→ GIVEN EXERCISE
Quote the listing in full, exactly as given, minus any pictures.

→ COLLECTED DATA
## Start

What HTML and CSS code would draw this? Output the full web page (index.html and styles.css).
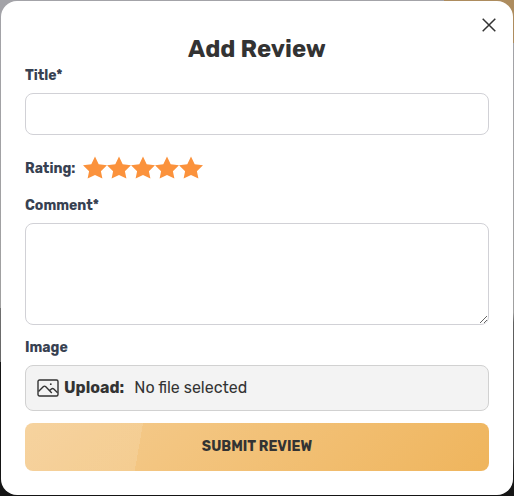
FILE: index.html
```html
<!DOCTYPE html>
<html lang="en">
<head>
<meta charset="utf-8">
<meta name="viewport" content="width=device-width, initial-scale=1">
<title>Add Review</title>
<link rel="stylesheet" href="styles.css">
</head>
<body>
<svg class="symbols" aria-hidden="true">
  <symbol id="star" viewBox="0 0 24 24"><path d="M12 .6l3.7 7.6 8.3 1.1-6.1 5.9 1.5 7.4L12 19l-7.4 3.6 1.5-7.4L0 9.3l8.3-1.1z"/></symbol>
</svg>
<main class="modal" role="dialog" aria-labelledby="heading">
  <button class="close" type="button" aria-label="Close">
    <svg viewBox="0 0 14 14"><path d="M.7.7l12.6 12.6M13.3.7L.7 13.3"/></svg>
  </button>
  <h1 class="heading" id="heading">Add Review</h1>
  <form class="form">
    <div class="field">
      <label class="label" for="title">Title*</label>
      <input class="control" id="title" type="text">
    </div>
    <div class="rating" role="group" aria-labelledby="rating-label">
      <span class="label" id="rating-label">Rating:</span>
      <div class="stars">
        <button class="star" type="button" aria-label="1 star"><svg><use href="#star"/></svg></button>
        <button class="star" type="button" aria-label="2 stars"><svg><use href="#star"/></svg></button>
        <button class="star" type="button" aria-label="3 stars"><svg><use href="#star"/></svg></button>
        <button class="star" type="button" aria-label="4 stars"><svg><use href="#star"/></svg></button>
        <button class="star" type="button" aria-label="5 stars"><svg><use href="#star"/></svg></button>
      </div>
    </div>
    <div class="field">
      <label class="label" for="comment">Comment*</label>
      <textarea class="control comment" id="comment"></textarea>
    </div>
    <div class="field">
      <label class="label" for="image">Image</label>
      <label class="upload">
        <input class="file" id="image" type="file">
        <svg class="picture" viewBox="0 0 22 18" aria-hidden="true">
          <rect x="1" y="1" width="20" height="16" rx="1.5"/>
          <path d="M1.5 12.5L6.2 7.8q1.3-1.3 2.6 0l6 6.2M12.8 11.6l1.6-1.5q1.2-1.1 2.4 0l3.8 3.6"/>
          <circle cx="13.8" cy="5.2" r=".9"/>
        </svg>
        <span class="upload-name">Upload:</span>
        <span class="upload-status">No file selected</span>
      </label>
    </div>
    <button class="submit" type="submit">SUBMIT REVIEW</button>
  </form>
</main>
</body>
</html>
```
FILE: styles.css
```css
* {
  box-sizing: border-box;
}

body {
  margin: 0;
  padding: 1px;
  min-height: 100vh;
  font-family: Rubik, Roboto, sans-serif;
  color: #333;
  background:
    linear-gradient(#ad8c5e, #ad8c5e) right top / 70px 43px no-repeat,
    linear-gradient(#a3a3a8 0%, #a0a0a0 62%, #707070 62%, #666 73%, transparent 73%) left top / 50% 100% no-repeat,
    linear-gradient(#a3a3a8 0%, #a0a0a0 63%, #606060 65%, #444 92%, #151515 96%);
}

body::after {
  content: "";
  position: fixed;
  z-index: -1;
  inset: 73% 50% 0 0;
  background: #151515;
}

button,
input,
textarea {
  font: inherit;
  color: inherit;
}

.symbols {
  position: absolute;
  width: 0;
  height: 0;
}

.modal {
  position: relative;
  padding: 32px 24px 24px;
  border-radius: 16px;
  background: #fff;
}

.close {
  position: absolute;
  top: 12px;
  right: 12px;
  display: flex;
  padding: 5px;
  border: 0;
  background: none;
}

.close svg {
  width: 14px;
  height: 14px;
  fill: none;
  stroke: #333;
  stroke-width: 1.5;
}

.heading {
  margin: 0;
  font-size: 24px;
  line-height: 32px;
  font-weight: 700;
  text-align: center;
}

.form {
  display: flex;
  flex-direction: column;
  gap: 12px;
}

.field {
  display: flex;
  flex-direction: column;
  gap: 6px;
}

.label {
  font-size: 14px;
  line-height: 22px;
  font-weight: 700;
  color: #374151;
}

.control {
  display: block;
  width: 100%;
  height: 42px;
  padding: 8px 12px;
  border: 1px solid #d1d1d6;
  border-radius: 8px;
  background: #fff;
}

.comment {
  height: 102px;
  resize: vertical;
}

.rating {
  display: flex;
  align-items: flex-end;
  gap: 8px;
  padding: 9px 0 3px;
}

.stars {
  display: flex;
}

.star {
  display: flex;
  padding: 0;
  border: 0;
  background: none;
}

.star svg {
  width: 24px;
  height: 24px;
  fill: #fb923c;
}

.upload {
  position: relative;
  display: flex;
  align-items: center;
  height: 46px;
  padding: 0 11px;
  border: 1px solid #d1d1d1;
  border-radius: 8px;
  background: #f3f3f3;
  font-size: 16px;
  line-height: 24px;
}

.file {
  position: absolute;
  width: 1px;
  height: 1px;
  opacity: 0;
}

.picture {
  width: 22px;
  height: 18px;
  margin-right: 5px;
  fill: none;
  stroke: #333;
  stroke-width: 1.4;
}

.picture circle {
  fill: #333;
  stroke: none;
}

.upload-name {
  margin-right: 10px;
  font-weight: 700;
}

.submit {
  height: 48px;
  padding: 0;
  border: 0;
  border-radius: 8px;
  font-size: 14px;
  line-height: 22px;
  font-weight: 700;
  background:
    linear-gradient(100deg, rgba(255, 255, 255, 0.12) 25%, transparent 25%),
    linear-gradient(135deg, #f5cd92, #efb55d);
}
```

## End

→ ANSWER IN FULL
What HTML and CSS code would draw this? Output the full web page (index.html and styles.css).
FILE: index.html
```html
<!DOCTYPE html>
<html lang="en">
<head>
<meta charset="utf-8">
<meta name="viewport" content="width=device-width, initial-scale=1">
<title>Add Review</title>
<link rel="stylesheet" href="styles.css">
</head>
<body>
<svg class="symbols" aria-hidden="true">
  <symbol id="star" viewBox="0 0 24 24"><path d="M12 .6l3.7 7.6 8.3 1.1-6.1 5.9 1.5 7.4L12 19l-7.4 3.6 1.5-7.4L0 9.3l8.3-1.1z"/></symbol>
</svg>
<main class="modal" role="dialog" aria-labelledby="heading">
  <button class="close" type="button" aria-label="Close">
    <svg viewBox="0 0 14 14"><path d="M.7.7l12.6 12.6M13.3.7L.7 13.3"/></svg>
  </button>
  <h1 class="heading" id="heading">Add Review</h1>
  <form class="form">
    <div class="field">
      <label class="label" for="title">Title*</label>
      <input class="control" id="title" type="text">
    </div>
    <div class="rating" role="group" aria-labelledby="rating-label">
      <span class="label" id="rating-label">Rating:</span>
      <div class="stars">
        <button class="star" type="button" aria-label="1 star"><svg><use href="#star"/></svg></button>
        <button class="star" type="button" aria-label="2 stars"><svg><use href="#star"/></svg></button>
        <button class="star" type="button" aria-label="3 stars"><svg><use href="#star"/></svg></button>
        <button class="star" type="button" aria-label="4 stars"><svg><use href="#star"/></svg></button>
        <button class="star" type="button" aria-label="5 stars"><svg><use href="#star"/></svg></button>
      </div>
    </div>
    <div class="field">
      <label class="label" for="comment">Comment*</label>
      <textarea class="control comment" id="comment"></textarea>
    </div>
    <div class="field">
      <label class="label" for="image">Image</label>
      <label class="upload">
        <input class="file" id="image" type="file">
        <svg class="picture" viewBox="0 0 22 18" aria-hidden="true">
          <rect x="1" y="1" width="20" height="16" rx="1.5"/>
          <path d="M1.5 12.5L6.2 7.8q1.3-1.3 2.6 0l6 6.2M12.8 11.6l1.6-1.5q1.2-1.1 2.4 0l3.8 3.6"/>
          <circle cx="13.8" cy="5.2" r=".9"/>
        </svg>
        <span class="upload-name">Upload:</span>
        <span class="upload-status">No file selected</span>
      </label>
    </div>
    <button class="submit" type="submit">SUBMIT REVIEW</button>
  </form>
</main>
</body>
</html>
```
FILE: styles.css
```css
* {
  box-sizing: border-box;
}

body {
  margin: 0;
  padding: 1px;
  min-height: 100vh;
  font-family: Rubik, Roboto, sans-serif;
  color: #333;
  background:
    linear-gradient(#ad8c5e, #ad8c5e) right top / 70px 43px no-repeat,
    linear-gradient(#a3a3a8 0%, #a0a0a0 62%, #707070 62%, #666 73%, transparent 73%) left top / 50% 100% no-repeat,
    linear-gradient(#a3a3a8 0%, #a0a0a0 63%, #606060 65%, #444 92%, #151515 96%);
}

body::after {
  content: "";
  position: fixed;
  z-index: -1;
  inset: 73% 50% 0 0;
  background: #151515;
}

button,
input,
textarea {
  font: inherit;
  color: inherit;
}

.symbols {
  position: absolute;
  width: 0;
  height: 0;
}

.modal {
  position: relative;
  padding: 32px 24px 24px;
  border-radius: 16px;
  background: #fff;
}

.close {
  position: absolute;
  top: 12px;
  right: 12px;
  display: flex;
  padding: 5px;
  border: 0;
  background: none;
}

.close svg {
  width: 14px;
  height: 14px;
  fill: none;
  stroke: #333;
  stroke-width: 1.5;
}

.heading {
  margin: 0;
  font-size: 24px;
  line-height: 32px;
  font-weight: 700;
  text-align: center;
}

.form {
  display: flex;
  flex-direction: column;
  gap: 12px;
}

.field {
  display: flex;
  flex-direction: column;
  gap: 6px;
}

.label {
  font-size: 14px;
  line-height: 22px;
  font-weight: 700;
  color: #374151;
}

.control {
  display: block;
  width: 100%;
  height: 42px;
  padding: 8px 12px;
  border: 1px solid #d1d1d6;
  border-radius: 8px;
  background: #fff;
}

.comment {
  height: 102px;
  resize: vertical;
}

.rating {
  display: flex;
  align-items: flex-end;
  gap: 8px;
  padding: 9px 0 3px;
}

.stars {
  display: flex;
}

.star {
  display: flex;
  padding: 0;
  border: 0;
  background: none;
}

.star svg {
  width: 24px;
  height: 24px;
  fill: #fb923c;
}

.upload {
  position: relative;
  display: flex;
  align-items: center;
  height: 46px;
  padding: 0 11px;
  border: 1px solid #d1d1d1;
  border-radius: 8px;
  background: #f3f3f3;
  font-size: 16px;
  line-height: 24px;
}

.file {
  position: absolute;
  width: 1px;
  height: 1px;
  opacity: 0;
}

.picture {
  width: 22px;
  height: 18px;
  margin-right: 5px;
  fill: none;
  stroke: #333;
  stroke-width: 1.4;
}

.picture circle {
  fill: #333;
  stroke: none;
}

.upload-name {
  margin-right: 10px;
  font-weight: 700;
}

.submit {
  height: 48px;
  padding: 0;
  border: 0;
  border-radius: 8px;
  font-size: 14px;
  line-height: 22px;
  font-weight: 700;
  background:
    linear-gradient(100deg, rgba(255, 255, 255, 0.12) 25%, transparent 25%),
    linear-gradient(135deg, #f5cd92, #efb55d);
}
```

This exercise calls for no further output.